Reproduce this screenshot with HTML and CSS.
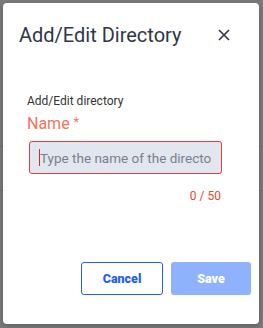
FILE: index.html
```html
<!DOCTYPE html>
<html lang="en">
<head>
    <meta charset="UTF-8">
    <meta name="viewport" content="width=device-width, initial-scale=1.0">
    <title>Add/Edit Directory</title>
    <link rel="stylesheet" href="styles.css">
</head>
<body>
    <div class="backdrop">
        <div class="dialog">
            <div class="dialog-header">
                <h2>Add/Edit Directory</h2>
                <button type="button" class="close-btn" aria-label="Close">
                    <svg width="12" height="12" viewBox="0 0 12 12">
                        <path d="M1 1 L11 11 M11 1 L1 11" stroke="#2d3748" stroke-width="1.6" fill="none"/>
                    </svg>
                </button>
            </div>
            <div class="dialog-body">
                <div class="section-label">Add/Edit directory</div>
                <label class="field-label" for="dir-name">Name <span class="req">*</span></label>
                <div class="input-wrap">
                    <input type="text" id="dir-name" class="field-input" placeholder="Type the name of the directory">
                    <span class="caret"></span>
                </div>
                <div class="counter">0 / 50</div>
            </div>
            <div class="dialog-footer">
                <button type="button" class="btn btn-outline">Cancel</button>
                <button type="button" class="btn btn-primary" disabled>Save</button>
            </div>
        </div>
    </div>
</body>
</html>
```

FILE: styles.css
```css
/* Geral */
body {
    margin: 0;
    padding: 0;
    font-family: Roboto, "Liberation Sans", Arial, sans-serif;
    background: #7b7b7b;
}

.backdrop {
    height: 328px;
    padding: 3px 4px 4px 3px;
    box-sizing: border-box;
    background:
        linear-gradient(#6f6f6f, #6f6f6f) 0 146px / 100% 1px no-repeat,
        linear-gradient(#6f6f6f, #6f6f6f) 0 190px / 100% 1px no-repeat,
        #7b7b7b;
}

.dialog {
    background: #ffffff;
    width: 256px;
    height: 321px;
    border-radius: 4px;
    box-shadow: 0 2px 6px rgba(0, 0, 0, 0.25);
    display: flex;
    flex-direction: column;
    box-sizing: border-box;
}

/* Cabecalho */
.dialog-header {
    display: flex;
    justify-content: space-between;
    align-items: center;
    padding: 20px 23px 0 16px;
}

.dialog-header h2 {
    margin: 0;
    font-size: 20px;
    line-height: 24px;
    font-weight: 400;
    color: #2d3748;
}

.close-btn {
    width: 24px;
    height: 24px;
    padding: 0;
    border: none;
    background: transparent;
    display: flex;
    align-items: center;
    justify-content: center;
    cursor: pointer;
}

/* Corpo */
.dialog-body {
    padding: 46px 37px 0 24px;
    display: flex;
    flex-direction: column;
}

.section-label {
    font-size: 12px;
    line-height: 16px;
    color: #333;
}

.field-label {
    margin-top: 5px;
    font-size: 16px;
    line-height: 20px;
    color: #f4735e;
}

.field-label .req {
    font-size: 13px;
    vertical-align: top;
    line-height: 16px;
}

.input-wrap {
    position: relative;
    margin: 7px 0 0 2px;
}

.field-input {
    width: 100%;
    height: 33px;
    box-sizing: border-box;
    padding: 0 10px;
    font-family: Roboto, "Liberation Sans", Arial, sans-serif;
    font-size: 13.5px;
    color: #333;
    background: #e2e6ee;
    border: 1px solid #ea3a3a;
    border-radius: 3px;
    outline: none;
}

.field-input::placeholder {
    color: #7a808b;
}

.caret {
    position: absolute;
    left: 10px;
    top: 8px;
    width: 1px;
    height: 17px;
    background: #c53030;
}

.counter {
    margin-top: 14px;
    text-align: right;
    font-size: 12px;
    line-height: 16px;
    color: #e5482f;
    padding-right: 1px;
}

/* Rodape */
.dialog-footer {
    margin-top: auto;
    display: flex;
    justify-content: flex-end;
    gap: 8px;
    padding: 0 8px 29px 0;
}

.btn {
    height: 33px;
    font-family: Roboto, "Liberation Sans", Arial, sans-serif;
    font-size: 12.5px;
    font-weight: 900;
    border-radius: 3px;
    box-sizing: border-box;
    cursor: pointer;
}

.btn-outline {
    width: 82px;
    background: #fff;
    color: #1f5ff5;
    border: 1px solid #1f5ff5;
}

.btn-primary {
    width: 80px;
    background: #8fb2fd;
    color: #fff;
    border: none;
}
```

◇ ◇ ◇ ◇ ◇

REQUIRED TASK: Copy all the lines of data exactly as they appear, dropping any images.

SOLUTION:
Reproduce this screenshot with HTML and CSS.
FILE: index.html
```html
<!DOCTYPE html>
<html lang="en">
<head>
    <meta charset="UTF-8">
    <meta name="viewport" content="width=device-width, initial-scale=1.0">
    <title>Add/Edit Directory</title>
    <link rel="stylesheet" href="styles.css">
</head>
<body>
    <div class="backdrop">
        <div class="dialog">
            <div class="dialog-header">
                <h2>Add/Edit Directory</h2>
                <button type="button" class="close-btn" aria-label="Close">
                    <svg width="12" height="12" viewBox="0 0 12 12">
                        <path d="M1 1 L11 11 M11 1 L1 11" stroke="#2d3748" stroke-width="1.6" fill="none"/>
                    </svg>
                </button>
            </div>
            <div class="dialog-body">
                <div class="section-label">Add/Edit directory</div>
                <label class="field-label" for="dir-name">Name <span class="req">*</span></label>
                <div class="input-wrap">
                    <input type="text" id="dir-name" class="field-input" placeholder="Type the name of the directory">
                    <span class="caret"></span>
                </div>
                <div class="counter">0 / 50</div>
            </div>
            <div class="dialog-footer">
                <button type="button" class="btn btn-outline">Cancel</button>
                <button type="button" class="btn btn-primary" disabled>Save</button>
            </div>
        </div>
    </div>
</body>
</html>
```

FILE: styles.css
```css
/* Geral */
body {
    margin: 0;
    padding: 0;
    font-family: Roboto, "Liberation Sans", Arial, sans-serif;
    background: #7b7b7b;
}

.backdrop {
    height: 328px;
    padding: 3px 4px 4px 3px;
    box-sizing: border-box;
    background:
        linear-gradient(#6f6f6f, #6f6f6f) 0 146px / 100% 1px no-repeat,
        linear-gradient(#6f6f6f, #6f6f6f) 0 190px / 100% 1px no-repeat,
        #7b7b7b;
}

.dialog {
    background: #ffffff;
    width: 256px;
    height: 321px;
    border-radius: 4px;
    box-shadow: 0 2px 6px rgba(0, 0, 0, 0.25);
    display: flex;
    flex-direction: column;
    box-sizing: border-box;
}

/* Cabecalho */
.dialog-header {
    display: flex;
    justify-content: space-between;
    align-items: center;
    padding: 20px 23px 0 16px;
}

.dialog-header h2 {
    margin: 0;
    font-size: 20px;
    line-height: 24px;
    font-weight: 400;
    color: #2d3748;
}

.close-btn {
    width: 24px;
    height: 24px;
    padding: 0;
    border: none;
    background: transparent;
    display: flex;
    align-items: center;
    justify-content: center;
    cursor: pointer;
}

/* Corpo */
.dialog-body {
    padding: 46px 37px 0 24px;
    display: flex;
    flex-direction: column;
}

.section-label {
    font-size: 12px;
    line-height: 16px;
    color: #333;
}

.field-label {
    margin-top: 5px;
    font-size: 16px;
    line-height: 20px;
    color: #f4735e;
}

.field-label .req {
    font-size: 13px;
    vertical-align: top;
    line-height: 16px;
}

.input-wrap {
    position: relative;
    margin: 7px 0 0 2px;
}

.field-input {
    width: 100%;
    height: 33px;
    box-sizing: border-box;
    padding: 0 10px;
    font-family: Roboto, "Liberation Sans", Arial, sans-serif;
    font-size: 13.5px;
    color: #333;
    background: #e2e6ee;
    border: 1px solid #ea3a3a;
    border-radius: 3px;
    outline: none;
}

.field-input::placeholder {
    color: #7a808b;
}

.caret {
    position: absolute;
    left: 10px;
    top: 8px;
    width: 1px;
    height: 17px;
    background: #c53030;
}

.counter {
    margin-top: 14px;
    text-align: right;
    font-size: 12px;
    line-height: 16px;
    color: #e5482f;
    padding-right: 1px;
}

/* Rodape */
.dialog-footer {
    margin-top: auto;
    display: flex;
    justify-content: flex-end;
    gap: 8px;
    padding: 0 8px 29px 0;
}

.btn {
    height: 33px;
    font-family: Roboto, "Liberation Sans", Arial, sans-serif;
    font-size: 12.5px;
    font-weight: 900;
    border-radius: 3px;
    box-sizing: border-box;
    cursor: pointer;
}

.btn-outline {
    width: 82px;
    background: #fff;
    color: #1f5ff5;
    border: 1px solid #1f5ff5;
}

.btn-primary {
    width: 80px;
    background: #8fb2fd;
    color: #fff;
    border: none;
}
```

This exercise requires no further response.